## GIVEN REQUEST
Copy everything in the data below exactly except the pictures.

## INFORMATION SUPPLIED
○ ○ ○ ○ ○
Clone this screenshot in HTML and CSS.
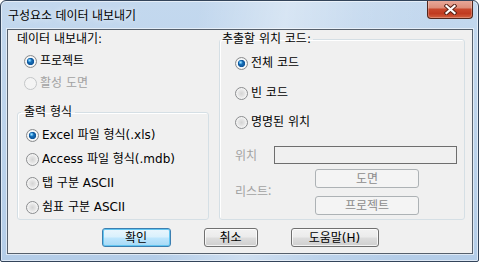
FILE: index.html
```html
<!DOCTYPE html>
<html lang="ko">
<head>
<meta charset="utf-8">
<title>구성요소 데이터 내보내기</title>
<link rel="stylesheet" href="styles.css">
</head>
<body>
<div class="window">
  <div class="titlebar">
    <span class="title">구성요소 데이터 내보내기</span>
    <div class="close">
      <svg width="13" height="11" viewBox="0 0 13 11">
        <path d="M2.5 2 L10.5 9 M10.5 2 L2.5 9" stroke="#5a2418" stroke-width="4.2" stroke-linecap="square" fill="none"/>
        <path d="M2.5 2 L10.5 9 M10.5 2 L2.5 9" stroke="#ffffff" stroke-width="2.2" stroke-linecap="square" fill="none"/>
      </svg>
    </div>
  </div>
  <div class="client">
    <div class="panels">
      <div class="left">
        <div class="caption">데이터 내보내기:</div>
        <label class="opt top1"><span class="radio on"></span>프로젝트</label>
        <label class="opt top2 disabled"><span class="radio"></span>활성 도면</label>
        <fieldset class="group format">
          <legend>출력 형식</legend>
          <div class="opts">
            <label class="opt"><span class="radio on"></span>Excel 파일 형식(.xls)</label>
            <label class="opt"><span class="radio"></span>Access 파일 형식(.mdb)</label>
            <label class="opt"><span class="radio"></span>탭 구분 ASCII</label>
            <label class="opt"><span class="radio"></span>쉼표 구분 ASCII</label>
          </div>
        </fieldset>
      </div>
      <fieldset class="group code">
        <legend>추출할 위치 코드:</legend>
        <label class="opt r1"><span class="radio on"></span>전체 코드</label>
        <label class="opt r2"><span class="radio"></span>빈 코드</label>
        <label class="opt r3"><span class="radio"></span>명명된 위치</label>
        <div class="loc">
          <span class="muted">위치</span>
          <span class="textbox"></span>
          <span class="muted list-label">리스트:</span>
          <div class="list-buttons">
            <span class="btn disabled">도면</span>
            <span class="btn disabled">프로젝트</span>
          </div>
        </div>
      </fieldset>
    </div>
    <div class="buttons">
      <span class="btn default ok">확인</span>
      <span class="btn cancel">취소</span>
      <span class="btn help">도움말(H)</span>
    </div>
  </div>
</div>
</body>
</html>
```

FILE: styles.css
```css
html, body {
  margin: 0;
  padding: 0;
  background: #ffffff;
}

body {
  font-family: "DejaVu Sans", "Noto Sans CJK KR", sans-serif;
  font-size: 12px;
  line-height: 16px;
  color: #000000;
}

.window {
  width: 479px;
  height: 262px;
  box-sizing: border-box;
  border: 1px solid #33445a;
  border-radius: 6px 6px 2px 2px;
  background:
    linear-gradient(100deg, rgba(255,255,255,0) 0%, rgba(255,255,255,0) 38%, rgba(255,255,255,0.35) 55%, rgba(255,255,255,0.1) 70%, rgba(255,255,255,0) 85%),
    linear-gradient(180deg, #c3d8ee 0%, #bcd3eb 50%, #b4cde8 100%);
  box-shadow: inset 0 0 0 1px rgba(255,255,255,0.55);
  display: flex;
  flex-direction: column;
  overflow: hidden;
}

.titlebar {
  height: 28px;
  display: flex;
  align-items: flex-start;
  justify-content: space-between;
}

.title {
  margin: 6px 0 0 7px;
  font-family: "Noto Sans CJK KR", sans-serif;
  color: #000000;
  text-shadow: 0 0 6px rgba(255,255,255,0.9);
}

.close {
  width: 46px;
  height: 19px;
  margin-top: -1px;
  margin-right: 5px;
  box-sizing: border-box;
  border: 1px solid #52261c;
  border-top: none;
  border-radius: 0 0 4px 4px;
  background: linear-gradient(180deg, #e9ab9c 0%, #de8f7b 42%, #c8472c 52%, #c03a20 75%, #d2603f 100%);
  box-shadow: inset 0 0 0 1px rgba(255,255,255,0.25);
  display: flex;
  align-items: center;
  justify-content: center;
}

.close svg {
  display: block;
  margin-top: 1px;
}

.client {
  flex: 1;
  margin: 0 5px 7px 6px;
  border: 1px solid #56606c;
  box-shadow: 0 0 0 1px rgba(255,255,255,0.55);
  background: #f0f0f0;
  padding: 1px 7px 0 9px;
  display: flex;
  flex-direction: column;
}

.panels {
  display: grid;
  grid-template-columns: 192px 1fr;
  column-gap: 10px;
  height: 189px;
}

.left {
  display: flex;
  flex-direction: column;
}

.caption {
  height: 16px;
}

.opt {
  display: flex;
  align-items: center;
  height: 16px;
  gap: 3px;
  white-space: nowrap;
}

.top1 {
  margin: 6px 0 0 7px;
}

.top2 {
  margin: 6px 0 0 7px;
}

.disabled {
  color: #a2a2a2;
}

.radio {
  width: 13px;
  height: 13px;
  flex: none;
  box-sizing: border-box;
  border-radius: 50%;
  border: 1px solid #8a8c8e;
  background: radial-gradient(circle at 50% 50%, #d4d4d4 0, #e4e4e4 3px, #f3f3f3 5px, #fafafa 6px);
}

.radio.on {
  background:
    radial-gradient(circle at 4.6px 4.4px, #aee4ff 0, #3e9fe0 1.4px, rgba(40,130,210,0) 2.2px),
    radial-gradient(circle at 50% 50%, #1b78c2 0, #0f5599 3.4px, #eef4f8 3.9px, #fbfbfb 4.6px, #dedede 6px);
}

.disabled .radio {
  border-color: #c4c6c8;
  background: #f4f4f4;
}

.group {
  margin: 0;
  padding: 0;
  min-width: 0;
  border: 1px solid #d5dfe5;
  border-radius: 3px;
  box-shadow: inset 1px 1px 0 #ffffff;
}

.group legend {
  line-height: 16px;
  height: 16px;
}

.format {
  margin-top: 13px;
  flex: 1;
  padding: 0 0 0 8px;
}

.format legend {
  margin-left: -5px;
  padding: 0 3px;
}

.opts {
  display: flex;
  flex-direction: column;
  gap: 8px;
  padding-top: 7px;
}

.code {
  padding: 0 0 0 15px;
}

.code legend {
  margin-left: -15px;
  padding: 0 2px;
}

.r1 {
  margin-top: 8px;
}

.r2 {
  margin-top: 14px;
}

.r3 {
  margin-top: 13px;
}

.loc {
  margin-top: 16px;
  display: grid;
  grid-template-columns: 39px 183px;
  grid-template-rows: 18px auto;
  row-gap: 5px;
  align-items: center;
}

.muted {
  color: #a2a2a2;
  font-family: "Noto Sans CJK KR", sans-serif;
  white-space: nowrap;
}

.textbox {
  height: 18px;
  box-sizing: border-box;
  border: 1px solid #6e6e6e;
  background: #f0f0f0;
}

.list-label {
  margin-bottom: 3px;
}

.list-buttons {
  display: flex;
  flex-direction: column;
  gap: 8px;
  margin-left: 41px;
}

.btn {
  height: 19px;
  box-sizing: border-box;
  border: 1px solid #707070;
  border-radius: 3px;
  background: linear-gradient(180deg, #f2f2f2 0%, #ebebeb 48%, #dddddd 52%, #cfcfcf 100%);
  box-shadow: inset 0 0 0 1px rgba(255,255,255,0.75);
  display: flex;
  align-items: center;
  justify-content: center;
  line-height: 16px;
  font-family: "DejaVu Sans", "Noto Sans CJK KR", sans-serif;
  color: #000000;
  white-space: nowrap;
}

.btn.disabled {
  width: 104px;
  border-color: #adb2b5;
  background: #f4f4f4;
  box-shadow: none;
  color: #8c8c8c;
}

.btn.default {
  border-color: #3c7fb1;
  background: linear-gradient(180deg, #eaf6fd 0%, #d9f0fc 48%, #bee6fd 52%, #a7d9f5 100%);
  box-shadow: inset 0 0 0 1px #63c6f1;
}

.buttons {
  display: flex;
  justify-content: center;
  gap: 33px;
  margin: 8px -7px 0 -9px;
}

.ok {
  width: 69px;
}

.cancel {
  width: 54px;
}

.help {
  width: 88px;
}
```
○ ○ ○ ○ ○
## RESULT OF THE EXERCISE
Clone this screenshot in HTML and CSS.
FILE: index.html
```html
<!DOCTYPE html>
<html lang="ko">
<head>
<meta charset="utf-8">
<title>구성요소 데이터 내보내기</title>
<link rel="stylesheet" href="styles.css">
</head>
<body>
<div class="window">
  <div class="titlebar">
    <span class="title">구성요소 데이터 내보내기</span>
    <div class="close">
      <svg width="13" height="11" viewBox="0 0 13 11">
        <path d="M2.5 2 L10.5 9 M10.5 2 L2.5 9" stroke="#5a2418" stroke-width="4.2" stroke-linecap="square" fill="none"/>
        <path d="M2.5 2 L10.5 9 M10.5 2 L2.5 9" stroke="#ffffff" stroke-width="2.2" stroke-linecap="square" fill="none"/>
      </svg>
    </div>
  </div>
  <div class="client">
    <div class="panels">
      <div class="left">
        <div class="caption">데이터 내보내기:</div>
        <label class="opt top1"><span class="radio on"></span>프로젝트</label>
        <label class="opt top2 disabled"><span class="radio"></span>활성 도면</label>
        <fieldset class="group format">
          <legend>출력 형식</legend>
          <div class="opts">
            <label class="opt"><span class="radio on"></span>Excel 파일 형식(.xls)</label>
            <label class="opt"><span class="radio"></span>Access 파일 형식(.mdb)</label>
            <label class="opt"><span class="radio"></span>탭 구분 ASCII</label>
            <label class="opt"><span class="radio"></span>쉼표 구분 ASCII</label>
          </div>
        </fieldset>
      </div>
      <fieldset class="group code">
        <legend>추출할 위치 코드:</legend>
        <label class="opt r1"><span class="radio on"></span>전체 코드</label>
        <label class="opt r2"><span class="radio"></span>빈 코드</label>
        <label class="opt r3"><span class="radio"></span>명명된 위치</label>
        <div class="loc">
          <span class="muted">위치</span>
          <span class="textbox"></span>
          <span class="muted list-label">리스트:</span>
          <div class="list-buttons">
            <span class="btn disabled">도면</span>
            <span class="btn disabled">프로젝트</span>
          </div>
        </div>
      </fieldset>
    </div>
    <div class="buttons">
      <span class="btn default ok">확인</span>
      <span class="btn cancel">취소</span>
      <span class="btn help">도움말(H)</span>
    </div>
  </div>
</div>
</body>
</html>
```

FILE: styles.css
```css
html, body {
  margin: 0;
  padding: 0;
  background: #ffffff;
}

body {
  font-family: "DejaVu Sans", "Noto Sans CJK KR", sans-serif;
  font-size: 12px;
  line-height: 16px;
  color: #000000;
}

.window {
  width: 479px;
  height: 262px;
  box-sizing: border-box;
  border: 1px solid #33445a;
  border-radius: 6px 6px 2px 2px;
  background:
    linear-gradient(100deg, rgba(255,255,255,0) 0%, rgba(255,255,255,0) 38%, rgba(255,255,255,0.35) 55%, rgba(255,255,255,0.1) 70%, rgba(255,255,255,0) 85%),
    linear-gradient(180deg, #c3d8ee 0%, #bcd3eb 50%, #b4cde8 100%);
  box-shadow: inset 0 0 0 1px rgba(255,255,255,0.55);
  display: flex;
  flex-direction: column;
  overflow: hidden;
}

.titlebar {
  height: 28px;
  display: flex;
  align-items: flex-start;
  justify-content: space-between;
}

.title {
  margin: 6px 0 0 7px;
  font-family: "Noto Sans CJK KR", sans-serif;
  color: #000000;
  text-shadow: 0 0 6px rgba(255,255,255,0.9);
}

.close {
  width: 46px;
  height: 19px;
  margin-top: -1px;
  margin-right: 5px;
  box-sizing: border-box;
  border: 1px solid #52261c;
  border-top: none;
  border-radius: 0 0 4px 4px;
  background: linear-gradient(180deg, #e9ab9c 0%, #de8f7b 42%, #c8472c 52%, #c03a20 75%, #d2603f 100%);
  box-shadow: inset 0 0 0 1px rgba(255,255,255,0.25);
  display: flex;
  align-items: center;
  justify-content: center;
}

.close svg {
  display: block;
  margin-top: 1px;
}

.client {
  flex: 1;
  margin: 0 5px 7px 6px;
  border: 1px solid #56606c;
  box-shadow: 0 0 0 1px rgba(255,255,255,0.55);
  background: #f0f0f0;
  padding: 1px 7px 0 9px;
  display: flex;
  flex-direction: column;
}

.panels {
  display: grid;
  grid-template-columns: 192px 1fr;
  column-gap: 10px;
  height: 189px;
}

.left {
  display: flex;
  flex-direction: column;
}

.caption {
  height: 16px;
}

.opt {
  display: flex;
  align-items: center;
  height: 16px;
  gap: 3px;
  white-space: nowrap;
}

.top1 {
  margin: 6px 0 0 7px;
}

.top2 {
  margin: 6px 0 0 7px;
}

.disabled {
  color: #a2a2a2;
}

.radio {
  width: 13px;
  height: 13px;
  flex: none;
  box-sizing: border-box;
  border-radius: 50%;
  border: 1px solid #8a8c8e;
  background: radial-gradient(circle at 50% 50%, #d4d4d4 0, #e4e4e4 3px, #f3f3f3 5px, #fafafa 6px);
}

.radio.on {
  background:
    radial-gradient(circle at 4.6px 4.4px, #aee4ff 0, #3e9fe0 1.4px, rgba(40,130,210,0) 2.2px),
    radial-gradient(circle at 50% 50%, #1b78c2 0, #0f5599 3.4px, #eef4f8 3.9px, #fbfbfb 4.6px, #dedede 6px);
}

.disabled .radio {
  border-color: #c4c6c8;
  background: #f4f4f4;
}

.group {
  margin: 0;
  padding: 0;
  min-width: 0;
  border: 1px solid #d5dfe5;
  border-radius: 3px;
  box-shadow: inset 1px 1px 0 #ffffff;
}

.group legend {
  line-height: 16px;
  height: 16px;
}

.format {
  margin-top: 13px;
  flex: 1;
  padding: 0 0 0 8px;
}

.format legend {
  margin-left: -5px;
  padding: 0 3px;
}

.opts {
  display: flex;
  flex-direction: column;
  gap: 8px;
  padding-top: 7px;
}

.code {
  padding: 0 0 0 15px;
}

.code legend {
  margin-left: -15px;
  padding: 0 2px;
}

.r1 {
  margin-top: 8px;
}

.r2 {
  margin-top: 14px;
}

.r3 {
  margin-top: 13px;
}

.loc {
  margin-top: 16px;
  display: grid;
  grid-template-columns: 39px 183px;
  grid-template-rows: 18px auto;
  row-gap: 5px;
  align-items: center;
}

.muted {
  color: #a2a2a2;
  font-family: "Noto Sans CJK KR", sans-serif;
  white-space: nowrap;
}

.textbox {
  height: 18px;
  box-sizing: border-box;
  border: 1px solid #6e6e6e;
  background: #f0f0f0;
}

.list-label {
  margin-bottom: 3px;
}

.list-buttons {
  display: flex;
  flex-direction: column;
  gap: 8px;
  margin-left: 41px;
}

.btn {
  height: 19px;
  box-sizing: border-box;
  border: 1px solid #707070;
  border-radius: 3px;
  background: linear-gradient(180deg, #f2f2f2 0%, #ebebeb 48%, #dddddd 52%, #cfcfcf 100%);
  box-shadow: inset 0 0 0 1px rgba(255,255,255,0.75);
  display: flex;
  align-items: center;
  justify-content: center;
  line-height: 16px;
  font-family: "DejaVu Sans", "Noto Sans CJK KR", sans-serif;
  color: #000000;
  white-space: nowrap;
}

.btn.disabled {
  width: 104px;
  border-color: #adb2b5;
  background: #f4f4f4;
  box-shadow: none;
  color: #8c8c8c;
}

.btn.default {
  border-color: #3c7fb1;
  background: linear-gradient(180deg, #eaf6fd 0%, #d9f0fc 48%, #bee6fd 52%, #a7d9f5 100%);
  box-shadow: inset 0 0 0 1px #63c6f1;
}

.buttons {
  display: flex;
  justify-content: center;
  gap: 33px;
  margin: 8px -7px 0 -9px;
}

.ok {
  width: 69px;
}

.cancel {
  width: 54px;
}

.help {
  width: 88px;
}
```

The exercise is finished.